Many fine elements distinguish 'Precious,' but somehow they don't add up to a completely satisfying whole. There's no denying this is one tough film to get through, and though there's beauty in the title character's strength, resilience, and optimism – all of which should inspire teen girls everywhere – it's not enough to overcome the story's generic presentation and familiar motifs. Despite its faults, 'Precious' is still a film worth seeing (although I can't imagine visiting it more than once); just don't expect to be blown away by anything except the work of Sidibe and especially Mo'Nique. If there's anything precious about 'Precious,' it's them.
'Precious' sports a solid if unspectacular transfer that accurately reflects the often gritty, low-budget look of the film. Splashes of color, such as Precious' red scarf, add welcome vibrancy to a rather drab palette, and deep black levels lend the image warmth and presence. (The brief fantasy sequences flaunt a lushness that's understandably absent from the rest of the movie, featuring bold hues that occasionally come close to bleeding.) A fine grain structure, especially noticeable when the action shifts to the Harlem tenement, accentuates the dismal domestic atmosphere Precious must endure and creates a hazy look that aptly reflects confusion and uncertainty. Muted contrast distinguishes these interior scenes, and though the image isn't exactly soft, low light makes details more difficult to pick out. Levels pump up nicely, however, when the action shifts outdoors, enhancing clarity. Close-ups are often stunning and brim with crisp facial details and excellent dimensionality, and fleshtones are generally spot-on.
All in all, this is a good effort from Lionsgate that lacks any artificial enhancements and stays true to the original film's look and feel.
The DTS-HD Master Audio 5.1 track provides quality sound, but 'Precious' isn't a film that will test the limits of your system. Most of the audio is front-based, with the surrounds kicking in most notably during the glitzy fantasy sequences, which boast a palpable level boost and distinct sonic accents. Some faint ambience also bleeds to the rears during exterior scenes, and the subtle music score nicely fills the room, but rarely does the subwoofer become a part of the equation. Dialogue is the film's bread-and-butter and is always properly prioritized, clear, and easy to understand. Far from bombastic, this natural mix complements the movie well and rarely draws attention to itself.

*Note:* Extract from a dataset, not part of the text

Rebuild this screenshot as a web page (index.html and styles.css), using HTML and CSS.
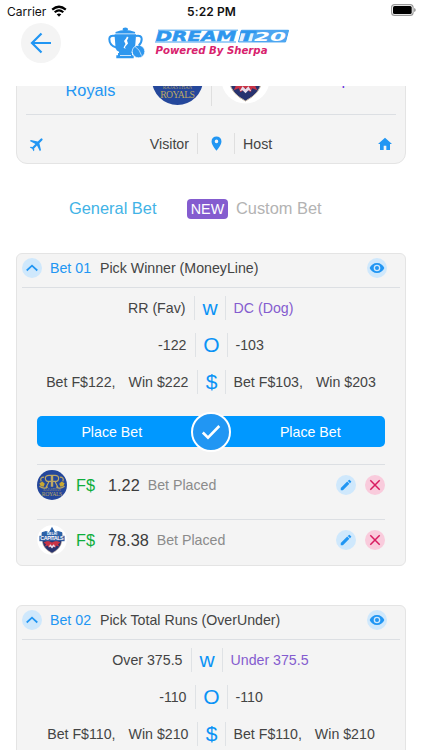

'Precious' comes packed with plenty of absorbing supplements that honor the film's serious nature. All material is presented in high definition.
'Precious' is a critic's darling, but I had trouble wrapping my arms around this sad, disturbing, yet ultimately hopeful tale of abuse and rebirth. Though the performances are top-notch, the film itself is very run-of-the-mill, and its shocking subject matter is all that distinguishes it from typical inspirational genre entries. Solid video and audio and a fine supplemental package enhance the disc, but the rough story severely limits replay value. The acting alone definitely makes 'Precious' worth a look, but rent it first to gauge your reaction to all that's depicted on screen.